While model deployment has a lot of similarities with traditional software deployment, it also has some distinct differences.

One of these differences is the fact models can 'silently' fail, which means they do not give an error when they fail such as in traditional software deployment, but will give out predictions that are not as good as we expected during model development/evaluation. This can happen both directly after deploying the model to production, for example due to incorrect data cleaning and/or feature creation during inference. Alternatively, it can happen over time if the distribution of the data from the real channels drifts away from the distribution of the data we trained on. For both cases of failure the only way to detect them is by monitoring the performance of the model. This monitoring can be done by periodically evaluating the model, storing the metrics and visualising them in a dashboard or alert the ML Engineer by sending an e-mail or Slack message whenever a certain model metric drops beneath a threshold.

More info on model monitoring can be found here.

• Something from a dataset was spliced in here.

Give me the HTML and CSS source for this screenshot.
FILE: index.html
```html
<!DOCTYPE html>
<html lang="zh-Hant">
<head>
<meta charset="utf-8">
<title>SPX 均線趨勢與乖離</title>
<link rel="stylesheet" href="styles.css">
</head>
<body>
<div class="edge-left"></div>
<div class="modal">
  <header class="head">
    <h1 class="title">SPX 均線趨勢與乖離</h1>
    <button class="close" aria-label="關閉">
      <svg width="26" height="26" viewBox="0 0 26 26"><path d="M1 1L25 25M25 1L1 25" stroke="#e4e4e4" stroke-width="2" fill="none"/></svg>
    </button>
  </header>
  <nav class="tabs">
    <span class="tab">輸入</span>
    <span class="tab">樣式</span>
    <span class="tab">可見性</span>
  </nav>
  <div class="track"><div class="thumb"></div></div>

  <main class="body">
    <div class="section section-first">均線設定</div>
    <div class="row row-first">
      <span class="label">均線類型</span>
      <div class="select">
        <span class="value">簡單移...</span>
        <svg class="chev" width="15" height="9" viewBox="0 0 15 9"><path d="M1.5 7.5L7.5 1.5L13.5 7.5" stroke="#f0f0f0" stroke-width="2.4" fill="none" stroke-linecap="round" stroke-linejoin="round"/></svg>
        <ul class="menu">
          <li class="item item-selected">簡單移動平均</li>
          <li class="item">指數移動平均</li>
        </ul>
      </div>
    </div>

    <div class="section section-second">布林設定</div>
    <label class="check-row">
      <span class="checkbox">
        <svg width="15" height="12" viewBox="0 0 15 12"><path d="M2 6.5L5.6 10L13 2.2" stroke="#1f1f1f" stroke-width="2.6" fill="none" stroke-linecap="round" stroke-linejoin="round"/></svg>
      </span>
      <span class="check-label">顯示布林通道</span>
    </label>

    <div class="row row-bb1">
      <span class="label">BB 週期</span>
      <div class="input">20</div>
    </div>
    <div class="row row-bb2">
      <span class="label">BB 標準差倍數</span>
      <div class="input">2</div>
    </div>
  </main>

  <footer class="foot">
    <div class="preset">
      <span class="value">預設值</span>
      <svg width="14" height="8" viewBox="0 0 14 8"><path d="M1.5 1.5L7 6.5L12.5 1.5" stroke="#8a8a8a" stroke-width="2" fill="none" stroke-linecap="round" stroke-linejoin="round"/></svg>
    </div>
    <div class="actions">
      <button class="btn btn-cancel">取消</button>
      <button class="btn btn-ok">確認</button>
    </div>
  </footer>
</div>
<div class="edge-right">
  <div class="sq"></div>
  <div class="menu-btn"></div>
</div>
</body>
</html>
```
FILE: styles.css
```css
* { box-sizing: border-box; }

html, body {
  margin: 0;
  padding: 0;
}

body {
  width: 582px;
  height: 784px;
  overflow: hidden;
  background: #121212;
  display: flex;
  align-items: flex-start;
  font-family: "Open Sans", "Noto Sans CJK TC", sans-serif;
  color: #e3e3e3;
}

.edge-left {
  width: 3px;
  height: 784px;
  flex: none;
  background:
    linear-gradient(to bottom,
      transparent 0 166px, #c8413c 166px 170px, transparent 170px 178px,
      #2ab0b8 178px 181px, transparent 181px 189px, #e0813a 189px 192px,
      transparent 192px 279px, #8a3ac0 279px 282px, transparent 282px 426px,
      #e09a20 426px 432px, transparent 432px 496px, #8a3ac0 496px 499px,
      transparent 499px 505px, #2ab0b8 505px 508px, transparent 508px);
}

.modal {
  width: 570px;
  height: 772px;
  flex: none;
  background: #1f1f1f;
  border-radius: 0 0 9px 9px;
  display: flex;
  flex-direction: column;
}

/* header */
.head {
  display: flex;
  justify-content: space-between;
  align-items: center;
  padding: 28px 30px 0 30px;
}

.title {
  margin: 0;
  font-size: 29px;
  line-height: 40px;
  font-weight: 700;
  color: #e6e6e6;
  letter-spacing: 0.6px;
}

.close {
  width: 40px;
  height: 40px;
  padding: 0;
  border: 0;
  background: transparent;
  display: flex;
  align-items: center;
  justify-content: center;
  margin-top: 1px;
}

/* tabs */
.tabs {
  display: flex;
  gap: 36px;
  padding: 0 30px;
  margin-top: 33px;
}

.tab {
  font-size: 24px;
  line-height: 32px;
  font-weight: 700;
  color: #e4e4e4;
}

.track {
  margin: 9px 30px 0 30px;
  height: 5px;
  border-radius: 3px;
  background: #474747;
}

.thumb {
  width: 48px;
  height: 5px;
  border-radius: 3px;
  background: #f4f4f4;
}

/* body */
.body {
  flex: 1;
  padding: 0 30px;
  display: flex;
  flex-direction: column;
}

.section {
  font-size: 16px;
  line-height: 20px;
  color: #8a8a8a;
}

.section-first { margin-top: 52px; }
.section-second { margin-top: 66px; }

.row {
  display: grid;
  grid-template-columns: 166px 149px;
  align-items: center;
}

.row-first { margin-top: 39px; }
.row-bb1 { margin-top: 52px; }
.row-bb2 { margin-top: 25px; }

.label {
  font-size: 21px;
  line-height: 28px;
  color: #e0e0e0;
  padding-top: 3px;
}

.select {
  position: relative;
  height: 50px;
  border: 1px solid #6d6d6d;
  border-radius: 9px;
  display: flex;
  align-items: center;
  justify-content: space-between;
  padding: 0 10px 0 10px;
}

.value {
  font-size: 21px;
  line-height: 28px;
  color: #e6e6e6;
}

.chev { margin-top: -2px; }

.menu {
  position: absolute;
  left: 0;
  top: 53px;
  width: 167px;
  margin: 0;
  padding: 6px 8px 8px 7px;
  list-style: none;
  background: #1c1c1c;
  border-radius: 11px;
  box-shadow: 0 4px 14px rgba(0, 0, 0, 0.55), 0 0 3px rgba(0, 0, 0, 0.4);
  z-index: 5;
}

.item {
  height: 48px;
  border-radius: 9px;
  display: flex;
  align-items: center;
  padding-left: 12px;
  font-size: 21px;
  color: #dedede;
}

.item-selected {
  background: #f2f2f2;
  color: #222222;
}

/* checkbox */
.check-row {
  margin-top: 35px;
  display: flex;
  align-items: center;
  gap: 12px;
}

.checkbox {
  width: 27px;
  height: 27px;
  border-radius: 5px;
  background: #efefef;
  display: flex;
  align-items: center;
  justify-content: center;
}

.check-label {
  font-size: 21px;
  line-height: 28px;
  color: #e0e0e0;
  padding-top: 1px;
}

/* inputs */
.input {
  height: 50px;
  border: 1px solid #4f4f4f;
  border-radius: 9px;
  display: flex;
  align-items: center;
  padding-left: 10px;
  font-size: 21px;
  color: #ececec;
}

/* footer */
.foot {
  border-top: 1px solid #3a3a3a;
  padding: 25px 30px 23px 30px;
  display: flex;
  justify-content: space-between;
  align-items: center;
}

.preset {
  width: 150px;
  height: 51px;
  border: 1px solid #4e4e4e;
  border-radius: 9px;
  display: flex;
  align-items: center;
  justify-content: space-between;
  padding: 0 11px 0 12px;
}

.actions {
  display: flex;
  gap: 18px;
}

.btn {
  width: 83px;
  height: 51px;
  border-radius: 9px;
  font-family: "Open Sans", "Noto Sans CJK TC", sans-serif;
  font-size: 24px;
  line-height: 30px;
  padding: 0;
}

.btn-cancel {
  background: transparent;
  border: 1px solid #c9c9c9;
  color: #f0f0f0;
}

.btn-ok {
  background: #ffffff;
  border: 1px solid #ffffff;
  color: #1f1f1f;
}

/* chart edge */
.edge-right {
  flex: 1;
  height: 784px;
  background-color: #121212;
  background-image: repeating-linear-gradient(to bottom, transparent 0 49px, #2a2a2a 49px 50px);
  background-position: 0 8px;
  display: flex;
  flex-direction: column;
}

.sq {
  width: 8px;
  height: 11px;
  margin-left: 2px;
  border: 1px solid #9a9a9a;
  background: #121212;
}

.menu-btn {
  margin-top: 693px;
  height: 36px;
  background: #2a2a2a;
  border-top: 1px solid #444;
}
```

Follow these steps to set up a local model serving API:

  • Make sure the model you created in the previous chapters is serialized (in for example a pkl format) and accessible locally.
  • Create a REST API using the FastAPI library
    • Install FastAPI and an ASGI server using pip install fastapi and pip install uvicorn[standard].
    • Create an inference.py file with a predict function that:
      • Loads in the serialized pickle model
      • Checks if the incoming data has the expected schema
      • Feeds the incoming data to the model and performs a prediction
      • Returns the prediction
    • Create a main.py where you initialize FastAPI and create one POST API method that can:
      • Receive a request and log the body as output
      • Call the predict function in the inference.py and pass along the data
      • Return the prediction that comes back from the predict function
    • Run the main.py method using uvicorn main:app --reload
  • Use the Postman desktop tool to send out a request to the local API you created and check if the prediction is correctly returned within the response.